Dividend Payout Ratio: The DPR measures how much of a company’s earnings are paid out to shareholders. Investors calculate the ratio by dividing total dividends by net income. For instance, if company XZY reported a net income of $50,000 and paid $15,000 in annual dividends, it would have a DRP of 30% ($15,000 / $50,000 = 30%). This means the company pays out 30% of its earnings to shareholders. Generally, a company that pays out less than 50% of its net earnings in dividends is considered stable and has the potential for sustainable long-term earnings growth.
Dividend Coverage Ratio: This ratio measures the number of times a company can pay dividends to its shareholders. Investors calculate the dividend coverage ratio by dividing a company’s annual earnings per share (EPS) by its annual dividend per share.

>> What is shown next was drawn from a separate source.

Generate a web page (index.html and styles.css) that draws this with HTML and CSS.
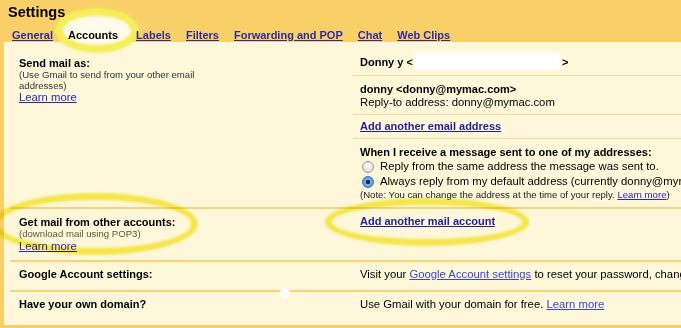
FILE: index.html
```html
<!DOCTYPE html>
<html lang="en">
<head>
    <meta charset="UTF-8">
    <title>Settings - Accounts</title>
    <link rel="stylesheet" href="styles.css">
</head>
<body>

<header class="top">
    <h1>Settings</h1>
    <nav class="tabs">
        <a href="#">General</a>
        <span class="tab-current">Accounts</span>
        <a href="#">Labels</a>
        <a href="#">Filters</a>
        <a href="#">Forwarding and POP</a>
        <a href="#">Chat</a>
        <a href="#">Web Clips</a>
    </nav>
</header>

<div class="panel">
    <!-- Send mail as -->
    <div class="row row-first">
        <div class="label">
            <b>Send mail as:</b>
            <div class="hint">(Use Gmail to send from your other email addresses)</div>
            <a href="#">Learn more</a>
        </div>
        <div class="value">
            <div class="sub sub-a"><b>Donny y &lt;<span class="redact"></span>&gt;</b></div>
            <div class="sub sub-b">
                <b>donny &lt;donny@mymac.com&gt;</b><br>
                Reply-to address: donny@mymac.com
            </div>
            <div class="sub sub-c"><a class="strong-link" href="#">Add another email address</a></div>
            <div class="sub sub-d">
                <div class="ask"><b>When I receive a message sent to one of my addresses:</b></div>
                <div class="choice"><span class="radio"></span>Reply from the same address the message was sent to.</div>
                <div class="choice"><span class="radio radio-on"></span>Always reply from my default address (currently donny@mymac.com)</div>
                <div class="note">(Note: You can change the address at the time of your reply. <a href="#">Learn more</a>)</div>
            </div>
        </div>
    </div>

    <!-- Get mail -->
    <div class="row row-pop">
        <div class="label">
            <b>Get mail from other accounts:</b>
            <div class="hint">(download mail using POP3)</div>
            <a href="#">Learn more</a>
        </div>
        <div class="value value-plain">
            <a class="strong-link" href="#">Add another mail account</a>
        </div>
    </div>

    <!-- Google account -->
    <div class="row row-google">
        <div class="label"><b>Google Account settings:</b></div>
        <div class="value value-plain">
            Visit your <a class="light-link" href="#">Google Account settings</a> to reset your password, change your security question, and more.
        </div>
    </div>

    <!-- Domain -->
    <div class="row row-domain">
        <div class="label"><b>Have your own domain?</b></div>
        <div class="value value-plain">
            Use Gmail with your domain for free. <a class="light-link" href="#">Learn more</a>
        </div>
    </div>
</div>

<!-- highlight marks drawn over the screenshot -->
<div class="mark mark-pop"></div>
<div class="mark mark-add"></div>
<div class="glint"></div>

</body>
</html>
```

FILE: styles.css
```css
body {
    margin: 0;
    position: relative;
    width: 681px;
    height: 328px;
    overflow: hidden;
    background-color: #FFF7D9;
    font-family: "Liberation Sans", Arial, sans-serif;
    font-size: 11.3px;
    color: #000;
}

b {
    font-size: 11px;
}

a {
    color: #2626c4;
}

/* Header band */
.top {
    position: relative;
    z-index: 0;
    background-color: #F9D067;
    height: 42px;
    box-sizing: border-box;
    padding: 4px 0 0 8px;
}

.top h1 {
    margin: 0;
    font-size: 14.5px;
    line-height: 17px;
}

.tabs {
    display: flex;
    gap: 15px;
    margin: 8px 0 0 4px;
    font-size: 11px;
    font-weight: bold;
    line-height: 13px;
}

.tabs a {
    color: #2b2ba6;
}

.tab-current {
    position: relative;
    margin-right: 3px;
}

/* yellow ring round the current tab */
.tab-current::before {
    content: "";
    position: absolute;
    left: -13px;
    top: -21px;
    width: 68px;
    height: 29px;
    border: 8px solid #F4EE5A;
    border-radius: 50%;
    background-color: #FFFAEA;
    filter: blur(1px);
    z-index: -1;
}

/* Content panel */
.panel {
    border-left: 4px solid #F6CF66;
    border-bottom: 3px solid #F6CF66;
    padding-left: 6px;
    height: 286px;
    box-sizing: border-box;
}

.row {
    display: grid;
    grid-template-columns: 343px 1fr;
    border-top: 2px solid #F5D57A;
}

.row-first {
    border-top: none;
}

.label {
    padding-left: 9px;
    width: 210px;
}

.label b {
    display: block;
    line-height: 14px;
}

.label a {
    display: block;
    font-size: 11.3px;
    line-height: 13px;
}

.hint {
    font-size: 9.6px;
    line-height: 10.5px;
    color: #333;
}

.row-first .label {
    padding-top: 14px;
}

.row-pop .label {
    padding: 6px 0 7px 9px;
}

.row-pop .hint {
    color: #5a5a3a;
}

.row-google .label,
.row-domain .label {
    padding-top: 6px;
}

.row-google .label b,
.row-domain .label b {
    line-height: 13px;
}

.value {
    white-space: nowrap;
    overflow: hidden;
}

.value-plain {
    padding: 6px 0 0 7px;
    line-height: 13px;
}

.row-google .value-plain {
    padding-bottom: 9px;
}

.row-domain .value-plain {
    padding-bottom: 14px;
}

.sub {
    padding-left: 7px;
    border-bottom: 1px solid #F2DC9A;
}

.sub-a {
    padding-top: 13px;
    padding-bottom: 6px;
    line-height: 13px;
}

.redact {
    display: inline-block;
    width: 142px;
    height: 13px;
    margin: 0 4px 0 3px;
    vertical-align: -2px;
    background-color: #fff;
    box-shadow: 0 0 3px 2px #fff;
}

.sub-b {
    padding-top: 7px;
    padding-bottom: 6px;
    line-height: 12.5px;
}

.sub-c {
    padding-top: 5px;
    padding-bottom: 5px;
    line-height: 13px;
}

.strong-link {
    font-weight: bold;
    font-size: 11px;
    color: #1e1e9e;
}

.light-link {
    color: #3746d4;
}

.sub-d {
    border-bottom: none;
    padding-top: 6px;
    padding-bottom: 6px;
}

.ask {
    line-height: 14px;
}

.choice {
    display: flex;
    align-items: center;
    line-height: 15px;
}

.radio {
    width: 10px;
    height: 10px;
    margin: 0 6px 0 2px;
    border: 1px solid #9a9a9a;
    border-radius: 50%;
    background: radial-gradient(circle at 50% 35%, #ffffff, #d4d4d4);
    flex-shrink: 0;
}

.radio-on {
    border-color: #3a6fb8;
    background: radial-gradient(circle, #1b2a44 0 2px, #7fb4ee 2.5px, #3a7fd4 100%);
}

.note {
    font-size: 9.6px;
    line-height: 12px;
    color: #222;
}

/* Highlight marks */
.mark {
    position: absolute;
    border: 7px solid #F4EE5A;
    border-radius: 50%;
    mix-blend-mode: multiply;
    filter: blur(1px);
    pointer-events: none;
}

.mark-pop {
    left: -8px;
    top: 193px;
    width: 192px;
    height: 48px;
}

.mark-add {
    left: 325px;
    top: 198px;
    width: 190px;
    height: 34px;
}

.glint {
    position: absolute;
    left: 279px;
    top: 287px;
    width: 12px;
    height: 12px;
    border-radius: 50%;
    background: radial-gradient(circle, #ffffff 40%, rgba(255, 255, 255, 0) 70%);
}
```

For example, if company XZY reported $10 million in net income with an annual dividend of $2 million to shareholders, it has a dividend coverage ratio of 5 times. ($10 million / $2 million). Typically, investors view a higher dividend coverage ratio as more favorable.
Advantages of Dividend Stocks
Two key advantages of investing in dividend stocks include generating a passive income and dividend reinvestment.
Passive Income: Companies that pay dividends typically issue them quarterly, creating a reliable stream of passive income that investors can spend how they please. Dividends also have the added advantage of offsetting share price depreciation.
Dividend Reinvestment: Investors can reinvest dividends they receive back into the company to acquire more shares. This is called a dividend reinvestment plan (DRIP). Participating in a DRIP allows the investor to take advantage of compounding returns—a proven strategy to build long-term wealth.